Don’t just necessarily think of the strength in your hand; instead, good grip strength encompasses the muscles running from your elbow all the way down to your fingertips. Believe it or not, there is actually a correlation between your grip strength and your bone and cardiovascular health. Studies have been thoroughly done to prove that grip strength also aligns with a lower mortality risk, improved sports performance, and a higher quality of life. Sold yet? Further benefits of good grip strength include:
• Improved motor skills 
• A higher resistance to arthritis
• Improvements in strength and therefore muscle mass
• A lower risk of injury
• Less chance of tendinitis
Still not convinced? Here are some signs that your grip strength may need some attention:
• Your forearms ache after gripping items
• You struggle to keep hold of weights
• Constantly having to readjust your grip
• Hand cramps
I’ve laid out the facts, but how do you actually go about improving your grip strength? Here are some movements and exercises to try.

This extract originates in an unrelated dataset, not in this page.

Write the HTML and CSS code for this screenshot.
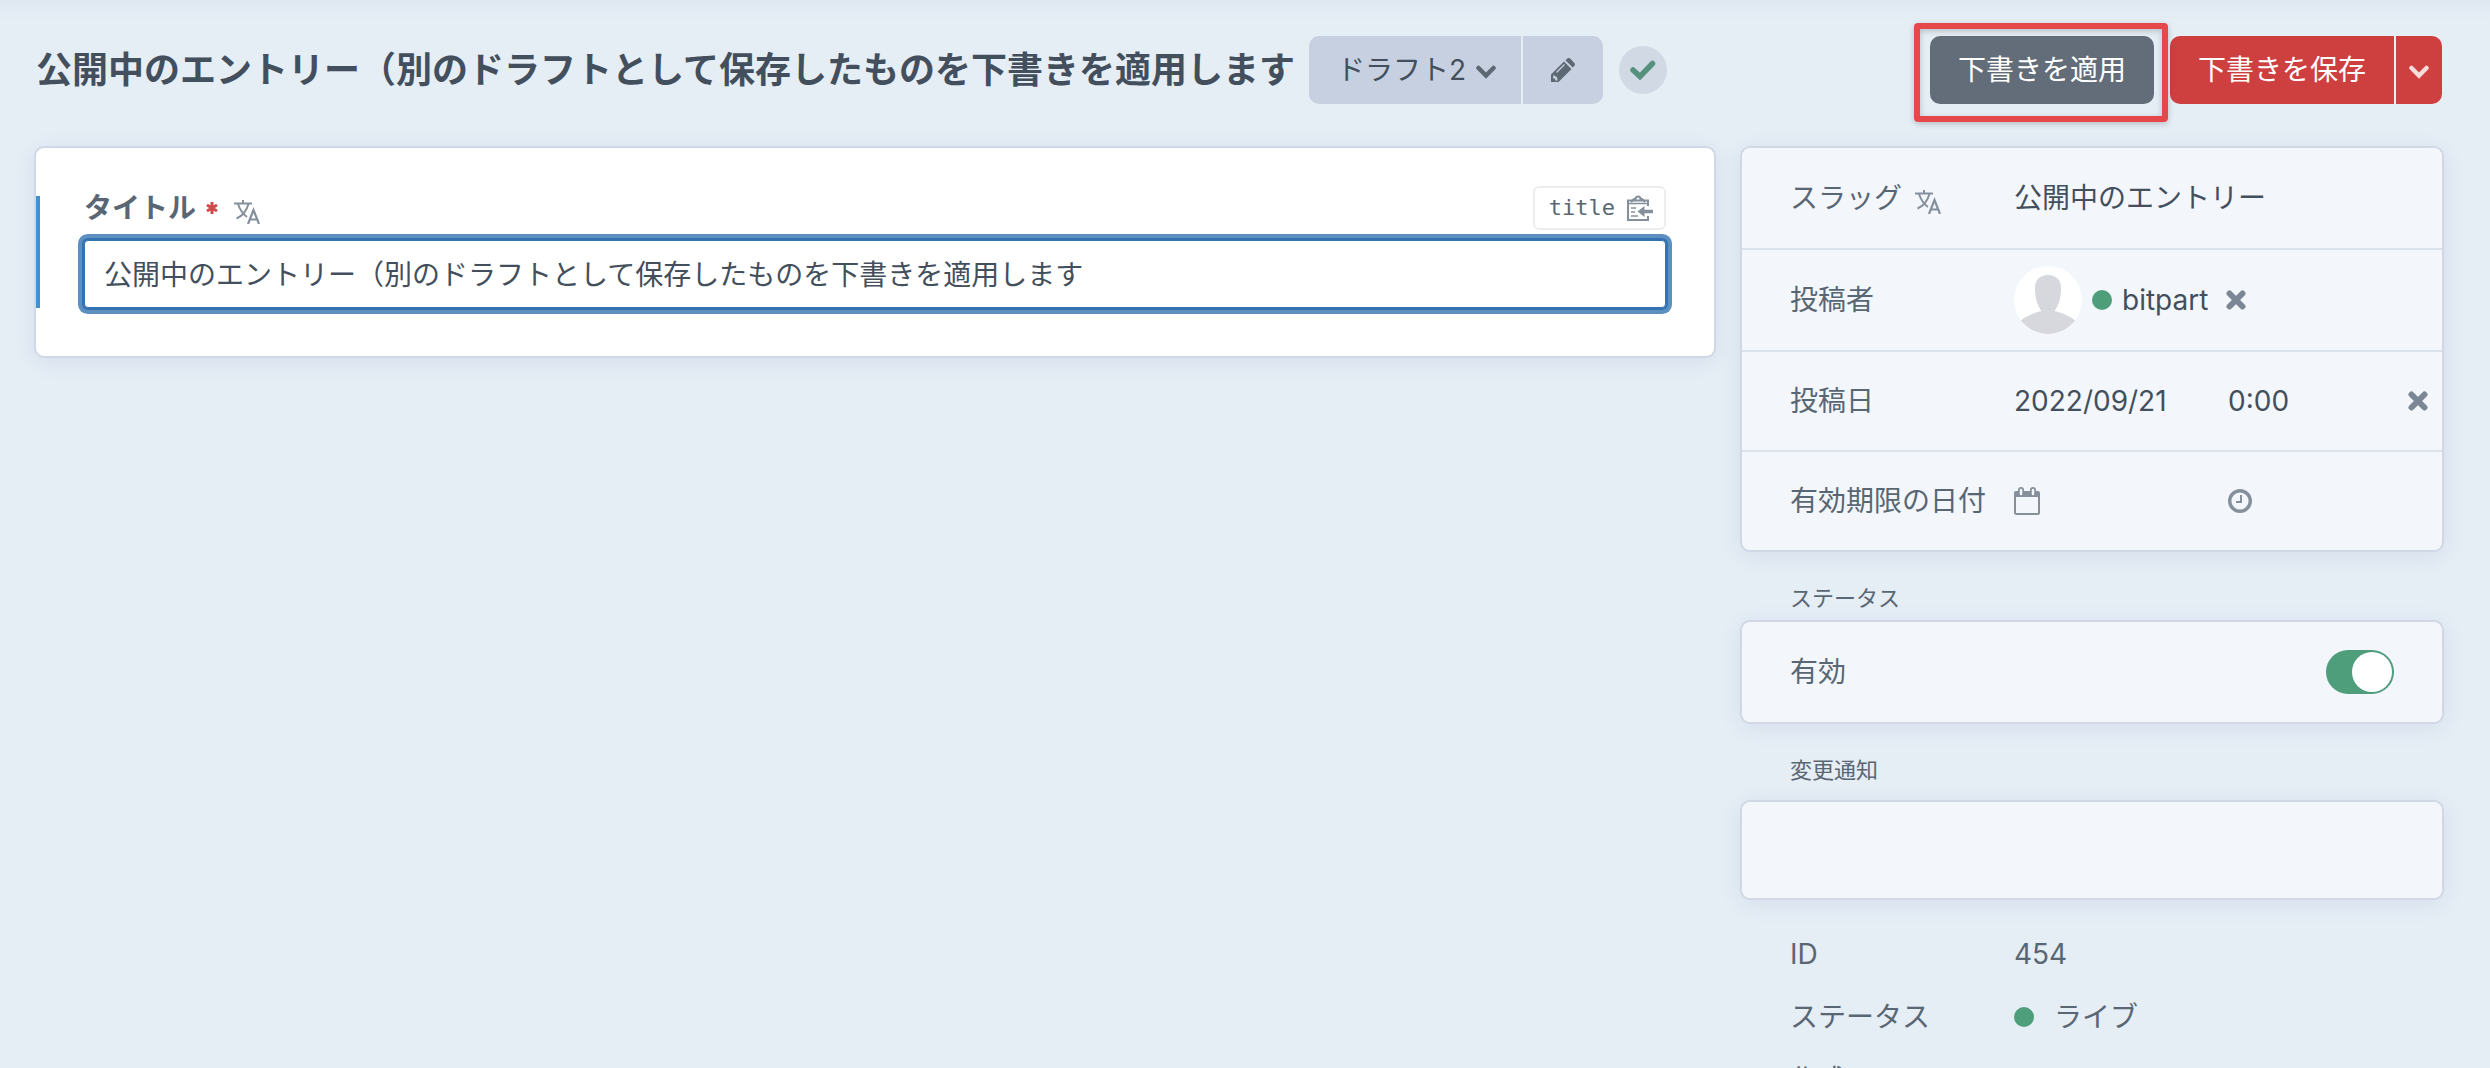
FILE: index.html
```
<!DOCTYPE html>
<html lang="ja">
<head>
    <meta charset="UTF-8">
    <meta name="viewport" content="width=device-width, initial-scale=1.0">
    <title>公開中のエントリー</title>
    <link rel="stylesheet" href="styles.css">
</head>
<body>
    <!-- Shared icon shapes -->
    <svg class="sprite" aria-hidden="true">
        <symbol id="icon-translate" viewBox="0 0 26 24">
            <path d="M0 3.500h18M9 0v3.500M4 4c2 6 5.500 10.500 9 13M14.500 4c-2 7-6 12-12 14.500" fill="none" stroke="currentColor" stroke-width="2"/>
            <path d="M14 24l5.500-14 5.500 14M16 19.500h7" fill="none" stroke="currentColor" stroke-width="2.200"/>
        </symbol>
        <symbol id="icon-chevron" viewBox="0 0 20 14">
            <path d="M2.500 3L10 10.500 17.500 3" fill="none" stroke="currentColor" stroke-width="4.500" stroke-linecap="round"/>
        </symbol>
        <symbol id="icon-remove" viewBox="0 0 20 20">
            <path d="M3.500 3.500l13 13M16.500 3.500l-13 13" fill="none" stroke="currentColor" stroke-width="6" stroke-linecap="round"/>
        </symbol>
    </svg>

    <header class="header">
        <h1 class="page-title">公開中のエントリー（別のドラフトとして保存したものを下書きを適用します</h1>
        <div class="btn-group">
            <button class="btn btn-draft">ドラフト2 <svg class="chevron"><use href="#icon-chevron"/></svg></button>
            <button class="btn btn-edit" aria-label="編集">
                <svg class="icon" viewBox="0 0 24 24">
                    <path d="M0 24v-7.500L13 3.500l7.500 7.500L7.500 24zM14.500 2.300L16.300.6c.8-.8 2-.8 2.800 0l4.300 4.300c.8.800.8 2 0 2.800L21.700 9.500z" fill="currentColor"/>
                    <path d="M5.500 14.500l8-8" fill="none" stroke="#c7d0e0" stroke-width="1.200"/>
                    <path d="M3 17.500v2h2v2h1.500" fill="none" stroke="#c7d0e0" stroke-width="1.800"/>
                </svg>
            </button>
        </div>
        <span class="saved">
            <svg class="check" viewBox="0 0 26 20"><path d="M3 10l7 6.500L22.500 3.500" fill="none" stroke="currentColor" stroke-width="5.500" stroke-linecap="round"/></svg>
        </span>
        <div class="actions">
            <div class="apply">
                <button class="btn btn-apply">下書きを適用</button>
            </div>
            <div class="btn-group">
                <button class="btn btn-save">下書きを保存</button>
                <button class="btn btn-save btn-menu" aria-label="メニュー"><svg class="chevron"><use href="#icon-chevron"/></svg></button>
            </div>
        </div>
    </header>

    <main class="content">
        <section class="card editor">
            <div class="field">
                <div class="field-heading">
                    <label class="field-label" for="title">タイトル</label>
                    <svg class="required" viewBox="0 0 12 12"><path d="M6 0v12M1 3l10 6M11 3L1 9" stroke="currentColor" stroke-width="3"/></svg>
                    <svg class="translate"><use href="#icon-translate"/></svg>
                    <button class="handle">title
                        <svg class="clipboard" viewBox="0 0 26 26">
                            <path d="M21 11V5.500H1v19.500H21v-4" fill="none" stroke="currentColor" stroke-width="2"/>
                            <path d="M2 8.500h18M4 13h5M4 17h4M4 21h7" stroke="currentColor" stroke-width="1.600"/>
                            <path d="M4 7l3-3h1.500a2.500 2.500 0 0 1 5 0H15L18 7" fill="none" stroke="currentColor" stroke-width="2"/>
                            <path d="M10.500 16.500l7-5.500v3.800H26v3.400h-8.500V22z" fill="currentColor"/>
                        </svg>
                    </button>
                </div>
                <input class="text-input" id="title" type="text" value="公開中のエントリー（別のドラフトとして保存したものを下書きを適用します">
            </div>
        </section>

        <aside class="details">
            <div class="card meta">
                <div class="row">
                    <label class="row-label" for="slug">スラッグ <svg class="translate"><use href="#icon-translate"/></svg></label>
                    <input class="plain-input" id="slug" type="text" value="公開中のエントリー">
                </div>
                <div class="row">
                    <span class="row-label">投稿者</span>
                    <div class="author">
                        <svg class="avatar" viewBox="0 0 68 68">
                            <circle cx="34" cy="34" r="34" fill="#fff"/>
                            <path d="M34 9c8 0 13 5 13 12.500 0 9-1.500 17-6.500 23.500 7 1.500 14.500 5 20.700 9.300a34 34 0 0 1-54.400 0C13 50 20.500 46.500 27.500 45 22.500 38.500 21 30.500 21 21.500 21 14 26 9 34 9z" fill="#d6d8de"/>
                        </svg>
                        <span class="dot"></span>
                        <span class="author-name">bitpart</span>
                        <button class="remove" aria-label="削除"><svg class="icon-x"><use href="#icon-remove"/></svg></button>
                    </div>
                </div>
                <div class="row short">
                    <label class="row-label" for="post-date">投稿日</label>
                    <div class="date-time">
                        <input class="plain-input" id="post-date" type="text" value="2022/09/21">
                        <input class="plain-input" type="text" aria-label="時刻" value="0:00">
                    </div>
                    <button class="remove" aria-label="クリア"><svg class="icon-x"><use href="#icon-remove"/></svg></button>
                </div>
                <div class="row short">
                    <span class="row-label">有効期限の日付</span>
                    <div class="date-time">
                        <svg class="calendar" viewBox="0 0 26 28">
                            <path d="M1 6v19.500c0 .8.700 1.500 1.500 1.500h21c.8 0 1.500-.7 1.500-1.500V6" fill="none" stroke="currentColor" stroke-width="2"/>
                            <path d="M0 10V6c0-1.200.8-2 2-2h22c1.200 0 2 .8 2 2v4z" fill="currentColor"/>
                            <path d="M7 3v4M19 3v4" stroke="currentColor" stroke-width="6" stroke-linecap="round"/>
                            <path d="M7 3v4M19 3v4" stroke="#f3f7fc" stroke-width="2.500" stroke-linecap="round"/>
                        </svg>
                        <svg class="icon" viewBox="0 0 24 24">
                            <circle cx="12" cy="12" r="10.300" fill="none" stroke="currentColor" stroke-width="3.400"/>
                            <path d="M13 6v7H8" fill="none" stroke="currentColor" stroke-width="2"/>
                        </svg>
                    </div>
                </div>
            </div>

            <h2 class="group-title status-title">ステータス</h2>
            <div class="card status">
                <label for="enabled">有効</label>
                <input class="switch" id="enabled" type="checkbox" role="switch" checked>
            </div>

            <h2 class="group-title notes-title"><label for="notes">変更通知</label></h2>
            <textarea class="card notes" id="notes"></textarea>

            <dl class="info">
                <dt>ID</dt>
                <dd>454</dd>
                <dt>ステータス</dt>
                <dd><span class="dot"></span>ライブ</dd>
                <dt>作成日</dt>
                <dd></dd>
            </dl>
        </aside>
    </main>
</body>
</html>
```
FILE: styles.css
```
* {
    box-sizing: border-box;
}

html {
    height: 100%;
    overflow: hidden;
}

body {
    height: 100%;
    margin: 0;
    overflow: hidden;
    background: linear-gradient(#dfe7f1, #e5edf5 20px) #e5edf5;
    color: #596673;
    font-family: Inter, "Noto Sans CJK JP", sans-serif;
    font-size: 28px;
    line-height: 40px;
}

button,
input,
textarea {
    font: inherit;
    color: inherit;
}

button {
    padding: 0;
    border: none;
    background: none;
    cursor: pointer;
}

svg {
    flex: none;
}

.sprite {
    position: absolute;
    width: 0;
    height: 0;
}

.icon {
    width: 24px;
    height: 24px;
}

.translate {
    width: 26px;
    height: 24px;
    margin-top: 8px;
    color: #85909c;
}

.chevron {
    width: 20px;
    height: 14px;
    margin-top: 4px;
}

/* Header */
.header {
    display: flex;
    align-items: center;
    padding: 36px 48px 42px 36px;
}

.page-title {
    margin: 0 14px 0 0;
    color: #434f5c;
    font-size: 36px;
    font-weight: bold;
    white-space: nowrap;
}

.btn-group {
    display: flex;
    gap: 2px;
    border-radius: 10px;
    overflow: hidden;
}

.btn {
    display: flex;
    align-items: center;
    justify-content: center;
    gap: 8px;
    height: 68px;
    padding: 0 28px;
    white-space: nowrap;
}

.btn-draft,
.btn-edit {
    background-color: #c7d0e0;
    color: #434f5c;
}

.btn-draft {
    gap: 10px;
    padding-right: 25px;
}

.btn-draft .chevron,
.btn-edit .icon {
    color: #5c6874;
}

.saved {
    display: flex;
    align-items: center;
    justify-content: center;
    width: 48px;
    height: 48px;
    margin-left: 16px;
    border-radius: 50%;
    background-color: #d1d9e5;
    color: #56917d;
}

.check {
    width: 26px;
    height: 20px;
}

.actions {
    display: flex;
    gap: 16px;
    margin-left: auto;
}

.apply {
    position: relative;
}

/* Marker frame around the apply button */
.apply::after {
    content: "";
    position: absolute;
    inset: -13px -14px -18px -16px;
    border: 6px solid #e5484a;
    border-radius: 4px;
    box-shadow: 0 2px 6px rgba(0, 0, 0, 0.2), inset 0 2px 6px rgba(0, 0, 0, 0.2);
    pointer-events: none;
}

.btn-apply {
    border-radius: 10px;
    background-color: #626d79;
    color: #fff;
}

.btn-save {
    background-color: #ce3f3f;
    color: #fff;
}

.btn-menu {
    padding: 0 13px;
    color: #f8dcdc;
}

/* Columns */
.content {
    display: grid;
    grid-template-columns: 1fr 704px;
    gap: 24px;
    padding: 0 46px 0 34px;
    align-items: start;
}

.card {
    border: 2px solid #cfd8e4;
    border-radius: 10px;
    background-color: #f3f7fc;
    box-shadow: 0 4px 24px rgba(31, 60, 120, 0.07);
}

.editor {
    padding: 48px 0;
    background-color: #fff;
}

.field {
    display: flow-root;
    padding: 0 48px 0 44px;
    border-left: 4px solid #4190d2;
}

.field-heading {
    display: flex;
    align-items: center;
    height: 44px;
    margin-top: -10px;
}

.field-label {
    font-weight: bold;
}

.required {
    width: 12px;
    height: 12px;
    margin: 0 16px 0 10px;
    color: #cf4b4b;
}

.handle {
    display: flex;
    align-items: center;
    gap: 12px;
    height: 44px;
    margin-left: auto;
    padding: 0 11px 0 14px;
    border: 2px solid #ebedef;
    border-radius: 6px;
    font-family: "DejaVu Sans Mono", monospace;
    font-size: 22px;
}

.clipboard {
    width: 26px;
    height: 26px;
    color: #85909c;
}

.text-input {
    display: block;
    width: 100%;
    height: 68px;
    margin-top: 10px;
    padding: 0 19px 2px;
    border: 1px solid #3572b0;
    border-radius: 4px;
    outline: none;
    background-color: #fff;
    box-shadow: 0 0 0 2px #3572b0, 0 0 0 6px #5d90c1;
    color: #434f5c;
}

/* Details sidebar */
.row {
    display: flex;
    align-items: center;
    height: 102px;
    padding-left: 48px;
    border-bottom: 2px solid #dde3ea;
}

.short {
    height: 100px;
}

.row:last-child {
    height: 98px;
    border-bottom: none;
}

.row-label {
    display: flex;
    align-items: center;
    gap: 13px;
    flex: none;
    width: 224px;
    white-space: nowrap;
}

.plain-input {
    width: 100%;
    min-width: 0;
    padding: 0;
    border: none;
    outline: none;
    background: none;
    color: #434f5c;
}

.author {
    display: flex;
    align-items: center;
    gap: 10px;
    color: #434f5c;
}

.avatar {
    width: 68px;
    height: 68px;
}

.dot {
    flex: none;
    width: 20px;
    height: 20px;
    border-radius: 50%;
    background-color: #4e9e7c;
}

.remove {
    display: flex;
    padding: 0 8px;
    color: #7b8794;
}

.icon-x {
    width: 20px;
    height: 20px;
}

.date-time {
    display: grid;
    grid-template-columns: 214px 1fr;
    align-items: center;
    flex: 1;
    color: #85909c;
}

.short .remove {
    padding: 0 14px;
}

.calendar {
    width: 26px;
    height: 28px;
}

.group-title {
    margin: 0 50px;
    font-size: 22px;
    font-weight: normal;
    line-height: 32px;
}

.status-title {
    padding-top: 30px;
    padding-bottom: 6px;
}

.status {
    display: flex;
    align-items: center;
    justify-content: space-between;
    height: 104px;
    padding: 0 48px;
}

.switch {
    appearance: none;
    display: flex;
    justify-content: flex-end;
    width: 68px;
    height: 44px;
    margin: 0;
    padding: 2px;
    border-radius: 22px;
    background-color: #4e9e7c;
}

.switch::before {
    content: "";
    width: 40px;
    height: 40px;
    border-radius: 50%;
    background-color: #fff;
}

.notes-title {
    padding-top: 30px;
    padding-bottom: 14px;
}

.notes {
    display: block;
    width: 100%;
    height: 100px;
    padding: 24px 48px;
    resize: none;
    outline: none;
}

.info {
    display: grid;
    grid-template-columns: 224px 1fr;
    row-gap: 23px;
    margin: 34px 50px 0;
}

.info dt,
.info dd {
    display: flex;
    align-items: center;
    gap: 20px;
    margin: 0;
}
```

Deadlift: a tried and tested classic, the barbell deadlift is a great way to train your posterior chain while also working on your grip strength. The heavier the weight, the stronger your grip strength needs to be. The movement is performed when the barbell is lifted from the floor, finishing with you standing in a locked-out position. Not sure on this? Come ask one of our friendly coaches!
Farmer’s carry: this functional movement never fails to target your forearms, hands, wrists and and shoulders. It involves carrying a weight in each hand for anywhere from 20-40m onwards. Think of it like carrying your grocery bags in one trip!
Dead hang: The simplest one! Find a bar and hang from it. Sounds easy, right? Build up your strength by trying for a 10-30 second hang, and increasing the time from there. Your forearms won’t know what hit them. 
I understand that grip strength is not something anyone usually thinks about, but don’t take it for granted. Once you start to lose that natural strength, you’ll wish you did the work earlier. So let’s get comfortable being uncomfortable, and go get strong!